• **GIVEN EXERCISE**:
Read the lines below. Copy out any that hold the string "React".

----------------------------------------

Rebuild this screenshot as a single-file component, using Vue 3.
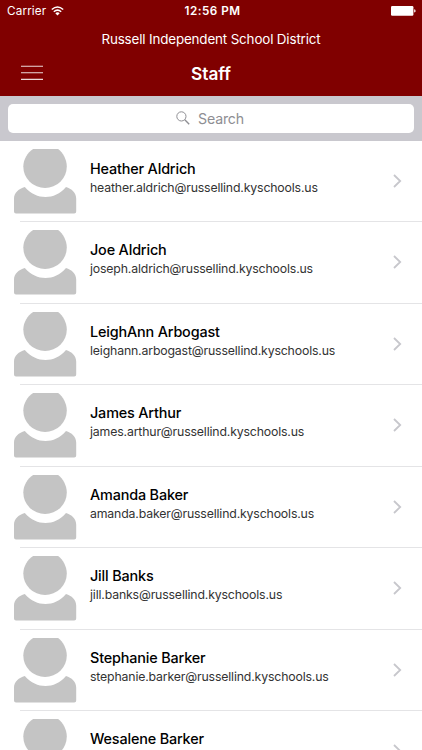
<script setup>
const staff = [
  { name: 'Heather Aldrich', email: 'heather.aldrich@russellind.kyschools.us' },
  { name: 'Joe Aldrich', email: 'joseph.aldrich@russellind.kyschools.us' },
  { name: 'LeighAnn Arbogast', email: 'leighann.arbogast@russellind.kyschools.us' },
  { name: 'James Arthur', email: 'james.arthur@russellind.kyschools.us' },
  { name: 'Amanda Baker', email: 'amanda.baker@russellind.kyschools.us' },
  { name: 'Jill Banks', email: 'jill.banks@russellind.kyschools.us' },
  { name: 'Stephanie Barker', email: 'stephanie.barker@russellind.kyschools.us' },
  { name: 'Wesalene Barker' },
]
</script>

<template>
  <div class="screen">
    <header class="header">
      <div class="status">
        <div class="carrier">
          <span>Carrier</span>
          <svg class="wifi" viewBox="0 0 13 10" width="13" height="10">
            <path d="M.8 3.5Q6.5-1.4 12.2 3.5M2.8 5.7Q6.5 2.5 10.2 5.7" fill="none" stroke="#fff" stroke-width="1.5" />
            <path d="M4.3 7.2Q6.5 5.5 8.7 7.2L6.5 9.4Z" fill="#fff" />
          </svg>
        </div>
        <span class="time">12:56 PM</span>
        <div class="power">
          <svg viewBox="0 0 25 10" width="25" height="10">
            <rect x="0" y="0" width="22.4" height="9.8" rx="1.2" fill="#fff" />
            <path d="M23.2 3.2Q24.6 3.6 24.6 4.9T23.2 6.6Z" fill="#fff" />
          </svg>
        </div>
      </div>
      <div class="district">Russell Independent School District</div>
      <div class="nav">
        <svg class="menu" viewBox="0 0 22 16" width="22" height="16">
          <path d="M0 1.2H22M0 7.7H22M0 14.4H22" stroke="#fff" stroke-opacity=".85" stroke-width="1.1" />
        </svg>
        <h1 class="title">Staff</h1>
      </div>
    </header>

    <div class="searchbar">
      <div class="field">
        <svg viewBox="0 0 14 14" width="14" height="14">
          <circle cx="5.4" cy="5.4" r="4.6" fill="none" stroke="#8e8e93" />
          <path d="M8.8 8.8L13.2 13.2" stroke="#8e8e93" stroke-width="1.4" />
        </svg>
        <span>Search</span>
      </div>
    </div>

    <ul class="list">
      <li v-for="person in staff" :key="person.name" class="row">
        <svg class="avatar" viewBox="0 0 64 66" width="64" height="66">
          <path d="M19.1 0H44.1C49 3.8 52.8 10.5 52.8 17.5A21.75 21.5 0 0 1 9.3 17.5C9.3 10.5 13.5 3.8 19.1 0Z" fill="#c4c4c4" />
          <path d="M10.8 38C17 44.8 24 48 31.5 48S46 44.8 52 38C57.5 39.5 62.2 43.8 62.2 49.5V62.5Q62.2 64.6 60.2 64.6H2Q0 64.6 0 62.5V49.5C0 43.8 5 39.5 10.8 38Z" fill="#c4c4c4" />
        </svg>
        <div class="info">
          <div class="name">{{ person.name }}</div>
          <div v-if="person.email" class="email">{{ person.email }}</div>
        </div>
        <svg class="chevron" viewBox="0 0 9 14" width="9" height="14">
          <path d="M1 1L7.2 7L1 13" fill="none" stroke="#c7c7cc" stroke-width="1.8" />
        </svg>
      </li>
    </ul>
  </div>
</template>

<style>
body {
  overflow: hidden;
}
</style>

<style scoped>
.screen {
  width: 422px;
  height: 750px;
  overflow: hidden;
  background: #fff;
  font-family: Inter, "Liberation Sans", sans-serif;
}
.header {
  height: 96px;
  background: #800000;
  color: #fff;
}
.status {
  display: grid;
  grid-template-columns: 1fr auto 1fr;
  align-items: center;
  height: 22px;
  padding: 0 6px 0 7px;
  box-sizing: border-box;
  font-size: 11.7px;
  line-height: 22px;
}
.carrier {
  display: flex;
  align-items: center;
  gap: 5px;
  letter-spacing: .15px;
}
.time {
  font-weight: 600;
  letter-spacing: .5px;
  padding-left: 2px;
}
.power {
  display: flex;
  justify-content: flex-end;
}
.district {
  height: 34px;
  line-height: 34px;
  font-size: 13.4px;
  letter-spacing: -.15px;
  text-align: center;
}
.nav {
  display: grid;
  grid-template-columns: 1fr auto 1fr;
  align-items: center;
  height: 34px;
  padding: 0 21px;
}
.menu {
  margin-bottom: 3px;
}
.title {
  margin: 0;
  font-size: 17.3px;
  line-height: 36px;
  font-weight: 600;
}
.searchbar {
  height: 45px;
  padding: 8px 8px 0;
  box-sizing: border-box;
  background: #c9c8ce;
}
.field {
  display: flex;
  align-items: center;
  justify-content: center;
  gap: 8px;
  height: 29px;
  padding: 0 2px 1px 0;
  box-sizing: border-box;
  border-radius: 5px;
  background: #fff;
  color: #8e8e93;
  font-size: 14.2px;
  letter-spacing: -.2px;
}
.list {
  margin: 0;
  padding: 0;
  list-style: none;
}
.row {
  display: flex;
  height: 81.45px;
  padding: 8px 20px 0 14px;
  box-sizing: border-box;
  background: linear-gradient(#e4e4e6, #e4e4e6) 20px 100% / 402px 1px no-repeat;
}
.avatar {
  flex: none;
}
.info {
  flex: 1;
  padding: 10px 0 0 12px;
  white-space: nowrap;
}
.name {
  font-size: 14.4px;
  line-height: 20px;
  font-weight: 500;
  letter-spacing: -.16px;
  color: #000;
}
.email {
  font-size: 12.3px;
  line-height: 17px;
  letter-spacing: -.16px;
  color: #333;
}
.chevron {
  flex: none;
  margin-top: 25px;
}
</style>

----------------------------------------

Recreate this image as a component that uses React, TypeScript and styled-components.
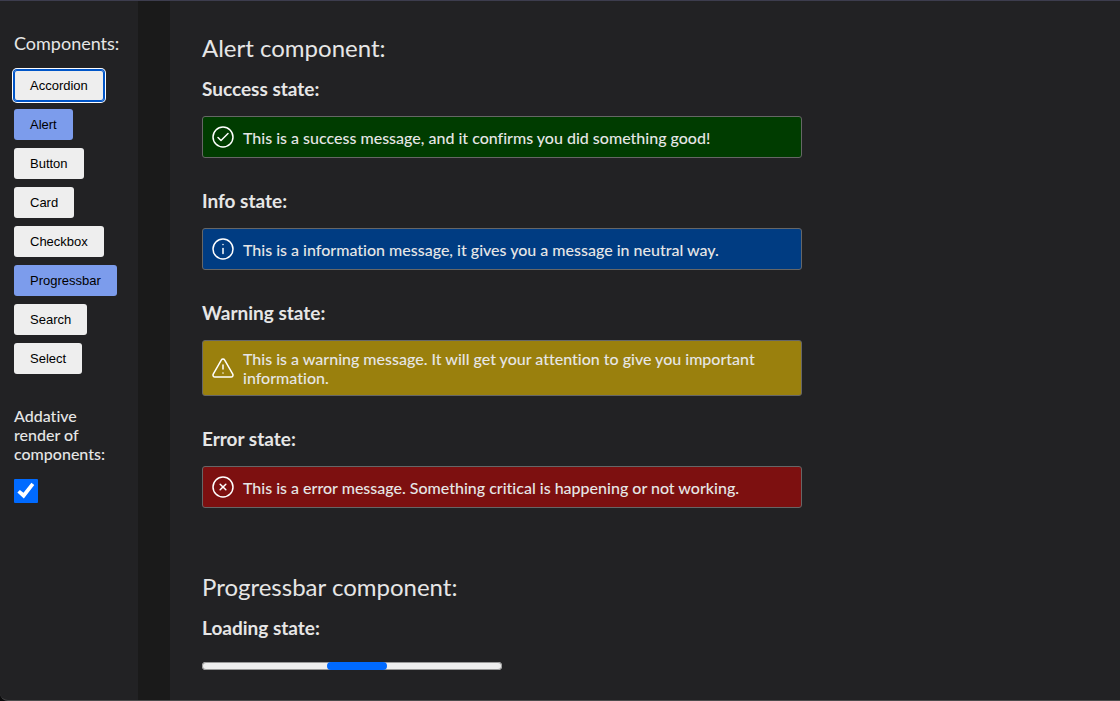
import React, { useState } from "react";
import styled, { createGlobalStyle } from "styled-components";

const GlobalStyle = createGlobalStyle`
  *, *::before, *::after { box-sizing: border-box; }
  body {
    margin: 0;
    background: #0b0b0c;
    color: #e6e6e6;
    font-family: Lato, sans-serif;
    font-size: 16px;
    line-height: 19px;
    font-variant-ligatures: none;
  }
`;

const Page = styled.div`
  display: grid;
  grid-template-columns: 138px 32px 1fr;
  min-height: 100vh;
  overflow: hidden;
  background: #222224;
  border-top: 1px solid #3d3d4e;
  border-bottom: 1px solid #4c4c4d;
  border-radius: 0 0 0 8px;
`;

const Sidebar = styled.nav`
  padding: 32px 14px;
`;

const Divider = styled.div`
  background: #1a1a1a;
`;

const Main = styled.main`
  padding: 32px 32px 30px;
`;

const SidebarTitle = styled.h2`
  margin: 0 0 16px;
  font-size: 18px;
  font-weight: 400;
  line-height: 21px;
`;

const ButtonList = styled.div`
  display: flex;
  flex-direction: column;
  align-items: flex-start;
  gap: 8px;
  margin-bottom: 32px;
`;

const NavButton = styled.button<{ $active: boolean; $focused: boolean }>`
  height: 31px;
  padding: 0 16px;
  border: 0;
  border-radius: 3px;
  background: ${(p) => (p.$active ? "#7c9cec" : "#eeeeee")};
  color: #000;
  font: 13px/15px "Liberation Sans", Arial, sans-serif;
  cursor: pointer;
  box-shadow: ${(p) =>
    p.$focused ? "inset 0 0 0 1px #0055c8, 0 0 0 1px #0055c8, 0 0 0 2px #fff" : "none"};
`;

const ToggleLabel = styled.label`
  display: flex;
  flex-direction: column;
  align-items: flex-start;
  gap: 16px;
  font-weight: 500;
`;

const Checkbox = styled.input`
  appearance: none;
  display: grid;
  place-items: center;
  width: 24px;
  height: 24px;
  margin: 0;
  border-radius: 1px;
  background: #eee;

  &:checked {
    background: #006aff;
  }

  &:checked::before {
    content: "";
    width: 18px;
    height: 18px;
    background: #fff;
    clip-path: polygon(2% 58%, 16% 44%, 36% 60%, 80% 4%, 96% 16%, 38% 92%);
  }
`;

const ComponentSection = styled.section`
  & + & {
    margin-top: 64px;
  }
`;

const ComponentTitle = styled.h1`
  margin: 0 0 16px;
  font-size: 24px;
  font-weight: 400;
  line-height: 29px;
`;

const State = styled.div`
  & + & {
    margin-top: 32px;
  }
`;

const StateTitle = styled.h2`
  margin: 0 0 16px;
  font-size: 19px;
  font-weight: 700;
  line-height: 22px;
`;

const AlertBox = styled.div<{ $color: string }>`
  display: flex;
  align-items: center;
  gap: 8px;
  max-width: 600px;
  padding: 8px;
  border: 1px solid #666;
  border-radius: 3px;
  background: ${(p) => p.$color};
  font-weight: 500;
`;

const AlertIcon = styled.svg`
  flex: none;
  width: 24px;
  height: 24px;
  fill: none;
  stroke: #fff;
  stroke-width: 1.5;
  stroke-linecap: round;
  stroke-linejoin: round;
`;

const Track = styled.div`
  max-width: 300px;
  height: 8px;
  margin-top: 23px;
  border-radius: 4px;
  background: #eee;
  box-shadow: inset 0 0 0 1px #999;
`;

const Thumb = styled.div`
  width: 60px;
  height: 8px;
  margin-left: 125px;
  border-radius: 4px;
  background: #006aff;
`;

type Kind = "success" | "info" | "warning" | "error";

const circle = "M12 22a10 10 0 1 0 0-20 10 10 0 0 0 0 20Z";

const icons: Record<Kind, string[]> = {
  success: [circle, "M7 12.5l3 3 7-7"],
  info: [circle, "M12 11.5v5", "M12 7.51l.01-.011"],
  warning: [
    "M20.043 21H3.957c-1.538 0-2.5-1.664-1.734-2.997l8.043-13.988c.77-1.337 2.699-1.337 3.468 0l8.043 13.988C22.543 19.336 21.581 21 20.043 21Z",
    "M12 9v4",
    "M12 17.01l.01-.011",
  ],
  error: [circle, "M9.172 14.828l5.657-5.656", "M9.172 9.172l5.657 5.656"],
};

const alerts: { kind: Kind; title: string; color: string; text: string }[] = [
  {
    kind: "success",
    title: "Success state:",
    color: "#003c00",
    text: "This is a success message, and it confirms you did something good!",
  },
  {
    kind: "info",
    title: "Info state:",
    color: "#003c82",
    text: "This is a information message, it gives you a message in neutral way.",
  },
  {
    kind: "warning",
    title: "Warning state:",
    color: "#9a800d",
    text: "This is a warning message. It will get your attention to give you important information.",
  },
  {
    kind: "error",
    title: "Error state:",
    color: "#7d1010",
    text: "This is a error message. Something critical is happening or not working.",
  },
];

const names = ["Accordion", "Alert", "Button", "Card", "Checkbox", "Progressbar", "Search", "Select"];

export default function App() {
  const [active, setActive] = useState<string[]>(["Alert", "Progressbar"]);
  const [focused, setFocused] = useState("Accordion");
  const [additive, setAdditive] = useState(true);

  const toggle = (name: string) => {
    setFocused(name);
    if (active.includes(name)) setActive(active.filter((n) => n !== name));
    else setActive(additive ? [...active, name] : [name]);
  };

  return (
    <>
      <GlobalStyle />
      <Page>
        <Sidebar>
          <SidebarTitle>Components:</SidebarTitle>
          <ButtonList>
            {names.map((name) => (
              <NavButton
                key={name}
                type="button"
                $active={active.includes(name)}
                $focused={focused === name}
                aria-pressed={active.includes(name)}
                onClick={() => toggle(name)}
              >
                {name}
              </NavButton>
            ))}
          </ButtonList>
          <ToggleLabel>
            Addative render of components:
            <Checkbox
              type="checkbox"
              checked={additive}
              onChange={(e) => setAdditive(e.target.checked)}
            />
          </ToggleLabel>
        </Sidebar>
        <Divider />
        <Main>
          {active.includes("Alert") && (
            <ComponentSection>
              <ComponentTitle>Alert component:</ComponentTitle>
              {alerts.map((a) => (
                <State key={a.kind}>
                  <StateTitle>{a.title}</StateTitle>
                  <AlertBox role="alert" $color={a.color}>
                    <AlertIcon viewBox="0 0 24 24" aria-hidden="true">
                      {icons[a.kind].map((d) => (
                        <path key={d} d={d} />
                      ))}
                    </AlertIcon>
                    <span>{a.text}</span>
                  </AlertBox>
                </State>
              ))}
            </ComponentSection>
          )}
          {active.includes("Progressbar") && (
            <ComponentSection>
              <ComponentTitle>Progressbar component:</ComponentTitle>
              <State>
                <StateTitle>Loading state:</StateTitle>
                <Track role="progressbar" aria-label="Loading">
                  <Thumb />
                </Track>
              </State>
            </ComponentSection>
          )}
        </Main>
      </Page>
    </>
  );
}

----------------------------------------

• **TASK ANSWER**:
Recreate this image as a component that uses React, TypeScript and styled-components.
import React, { useState } from "react";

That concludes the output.